Stored entries:
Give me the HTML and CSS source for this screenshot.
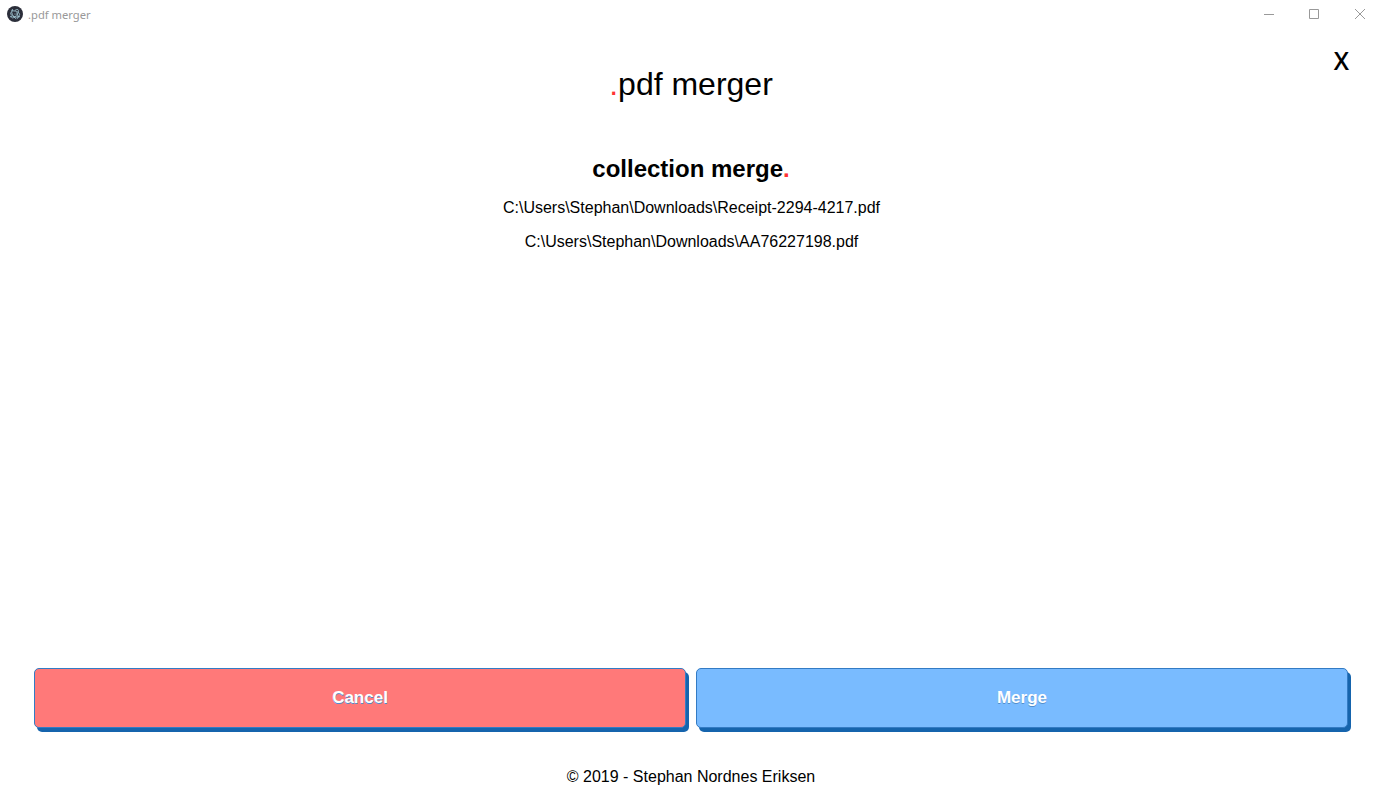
FILE: index.html
```html
<!DOCTYPE html>
<html lang="en">
<head>
<meta charset="utf-8">
<title>.pdf merger</title>
<link rel="stylesheet" href="styles.css">
</head>
<body>
<div class="window">
  <header class="titlebar">
    <svg class="app-icon" width="16" height="16" viewBox="0 0 16 16">
      <circle cx="8" cy="8" r="8" fill="#2b2e3a"/>
      <g fill="none" stroke="#a9d0dd" stroke-width=".85">
        <path d="M4.200 6.200C2.600 7.800 4.800 10.200 8 10.900c1.500.3 2.800.3 3.700-.1"/>
        <path d="M12 9.800c1.700-1.600-.4-3.900-3.600-4.700-1.300-.3-2.400-.3-3.200-.1"/>
        <path d="M5.400 3.800c-1.300.9-.8 3.900 1 6.400.9 1.300 2 2.200 2.900 2.600M10.300 12.700c1.300-.7.900-3.600-.8-6.200"/>
        <path d="M4.500 11.400c.9 1.100 3.200.1 5-2.100C11.300 7 12 4.500 11 3.700c-.7-.5-1.900-.1-3.100.8"/>
      </g>
      <g fill="#a9d0dd"><circle cx="8" cy="8" r=".6"/><circle cx="5.400" cy="3.900" r=".7"/><circle cx="4" cy="10.600" r=".8"/><circle cx="12" cy="10.600" r=".8"/></g>
    </svg>
    <span class="window-title">.pdf merger</span>
    <div class="controls">
      <svg width="46" height="28" viewBox="0 0 46 28"><path d="M18 14.5h10"/></svg>
      <svg width="45" height="28" viewBox="0 0 45 28"><path d="M17.500 9.500h9v9h-9z"/></svg>
      <svg width="46" height="28" viewBox="0 0 46 28"><path d="M18 9l10 10M28 9l-10 10"/></svg>
    </div>
  </header>
  <div class="close-row"><span class="close">X</span></div>
  <h1 class="logo"><span class="dot">.</span>pdf merger</h1>
  <main class="files">
    <h2 class="heading">collection merge<span class="dot">.</span></h2>
    <p class="file">C:\Users\Stephan\Downloads\Receipt-2294-4217.pdf</p>
    <p class="file">C:\Users\Stephan\Downloads\AA76227198.pdf</p>
  </main>
  <div class="actions">
    <button class="button cancel">Cancel</button>
    <button class="button merge">Merge</button>
  </div>
  <footer class="footer">© 2019 - Stephan Nordnes Eriksen</footer>
</div>
</body>
</html>
```
FILE: styles.css
```css
* { box-sizing: border-box; }
body {
  margin: 0;
  background: #fff;
  color: #000;
  font-family: "Liberation Sans", Arial, sans-serif;
  overflow: hidden;
}
.window {
  height: 791px;
  display: flex;
  flex-direction: column;
}
.titlebar {
  height: 30px;
  display: flex;
  align-items: flex-start;
  padding-left: 7px;
}
.app-icon { margin-top: 6px; }
.window-title {
  margin: 7px 0 0 5px;
  font: 11.2px/16px "Noto Sans", sans-serif;
  color: #999;
}
.controls {
  display: flex;
  margin: 0 -1px 0 auto;
}
.controls path {
  fill: none;
  stroke: #999;
  stroke-width: 1;
}
.close-row {
  height: 36px;
  display: flex;
  justify-content: flex-end;
  padding: 14px 33px 0 0;
}
.close {
  font: 600 24.5px/34px "Open Sans", sans-serif;
}
.logo {
  margin: 0;
  font-size: 32px;
  line-height: 36px;
  font-weight: 400;
  text-align: center;
}
.dot { color: #f33; }
.files {
  flex: 1;
  padding: 53px 0 0 1px;
  text-align: center;
}
.heading {
  margin: 0 0 16px -1px;
  font-size: 24px;
  line-height: 28px;
}
.file {
  margin: 0 0 16px;
  font-size: 16px;
  line-height: 18px;
}
.actions {
  display: flex;
  gap: 10px;
  padding: 0 34px;
}
.button {
  flex: 1;
  height: 60px;
  border: 1px solid #337bc4;
  border-radius: 5px;
  box-shadow: 3px 4px 0 0 #1564ad;
  color: #fff;
  font: bold 17px "Liberation Sans", Arial, sans-serif;
  text-shadow: 0 1px 0 #528ecc;
}
.cancel { background: #ff7979; }
.merge { background: #79bbff; }
.footer {
  height: 63px;
  padding-top: 40px;
  font-size: 16px;
  line-height: 18px;
  text-align: center;
}
```
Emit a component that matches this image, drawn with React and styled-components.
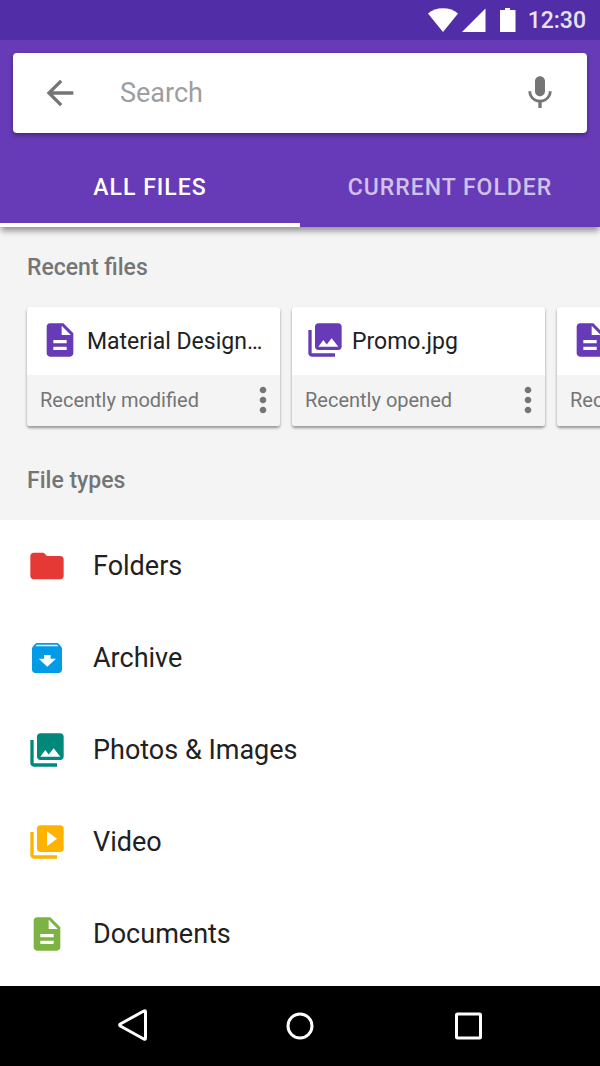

### Exercise objective
In your copy of the records, include no pictures; repeat everything else exactly.

### Written solution
Give me the HTML and CSS source for this screenshot.
FILE: index.html
```html
<!DOCTYPE html>
<html lang="en">
<head>
<meta charset="utf-8">
<title>.pdf merger</title>
<link rel="stylesheet" href="styles.css">
</head>
<body>
<div class="window">
  <header class="titlebar">
    <svg class="app-icon" width="16" height="16" viewBox="0 0 16 16">
      <circle cx="8" cy="8" r="8" fill="#2b2e3a"/>
      <g fill="none" stroke="#a9d0dd" stroke-width=".85">
        <path d="M4.200 6.200C2.600 7.800 4.800 10.200 8 10.900c1.500.3 2.800.3 3.700-.1"/>
        <path d="M12 9.800c1.700-1.600-.4-3.900-3.600-4.700-1.300-.3-2.400-.3-3.200-.1"/>
        <path d="M5.400 3.800c-1.300.9-.8 3.900 1 6.400.9 1.300 2 2.200 2.900 2.600M10.300 12.700c1.300-.7.900-3.600-.8-6.200"/>
        <path d="M4.500 11.400c.9 1.100 3.200.1 5-2.100C11.300 7 12 4.500 11 3.700c-.7-.5-1.900-.1-3.100.8"/>
      </g>
      <g fill="#a9d0dd"><circle cx="8" cy="8" r=".6"/><circle cx="5.400" cy="3.900" r=".7"/><circle cx="4" cy="10.600" r=".8"/><circle cx="12" cy="10.600" r=".8"/></g>
    </svg>
    <span class="window-title">.pdf merger</span>
    <div class="controls">
      <svg width="46" height="28" viewBox="0 0 46 28"><path d="M18 14.5h10"/></svg>
      <svg width="45" height="28" viewBox="0 0 45 28"><path d="M17.500 9.500h9v9h-9z"/></svg>
      <svg width="46" height="28" viewBox="0 0 46 28"><path d="M18 9l10 10M28 9l-10 10"/></svg>
    </div>
  </header>
  <div class="close-row"><span class="close">X</span></div>
  <h1 class="logo"><span class="dot">.</span>pdf merger</h1>
  <main class="files">
    <h2 class="heading">collection merge<span class="dot">.</span></h2>
    <p class="file">C:\Users\Stephan\Downloads\Receipt-2294-4217.pdf</p>
    <p class="file">C:\Users\Stephan\Downloads\AA76227198.pdf</p>
  </main>
  <div class="actions">
    <button class="button cancel">Cancel</button>
    <button class="button merge">Merge</button>
  </div>
  <footer class="footer">© 2019 - Stephan Nordnes Eriksen</footer>
</div>
</body>
</html>
```
FILE: styles.css
```css
* { box-sizing: border-box; }
body {
  margin: 0;
  background: #fff;
  color: #000;
  font-family: "Liberation Sans", Arial, sans-serif;
  overflow: hidden;
}
.window {
  height: 791px;
  display: flex;
  flex-direction: column;
}
.titlebar {
  height: 30px;
  display: flex;
  align-items: flex-start;
  padding-left: 7px;
}
.app-icon { margin-top: 6px; }
.window-title {
  margin: 7px 0 0 5px;
  font: 11.2px/16px "Noto Sans", sans-serif;
  color: #999;
}
.controls {
  display: flex;
  margin: 0 -1px 0 auto;
}
.controls path {
  fill: none;
  stroke: #999;
  stroke-width: 1;
}
.close-row {
  height: 36px;
  display: flex;
  justify-content: flex-end;
  padding: 14px 33px 0 0;
}
.close {
  font: 600 24.5px/34px "Open Sans", sans-serif;
}
.logo {
  margin: 0;
  font-size: 32px;
  line-height: 36px;
  font-weight: 400;
  text-align: center;
}
.dot { color: #f33; }
.files {
  flex: 1;
  padding: 53px 0 0 1px;
  text-align: center;
}
.heading {
  margin: 0 0 16px -1px;
  font-size: 24px;
  line-height: 28px;
}
.file {
  margin: 0 0 16px;
  font-size: 16px;
  line-height: 18px;
}
.actions {
  display: flex;
  gap: 10px;
  padding: 0 34px;
}
.button {
  flex: 1;
  height: 60px;
  border: 1px solid #337bc4;
  border-radius: 5px;
  box-shadow: 3px 4px 0 0 #1564ad;
  color: #fff;
  font: bold 17px "Liberation Sans", Arial, sans-serif;
  text-shadow: 0 1px 0 #528ecc;
}
.cancel { background: #ff7979; }
.merge { background: #79bbff; }
.footer {
  height: 63px;
  padding-top: 40px;
  font-size: 16px;
  line-height: 18px;
  text-align: center;
}
```
Emit a component that matches this image, drawn with React and styled-components.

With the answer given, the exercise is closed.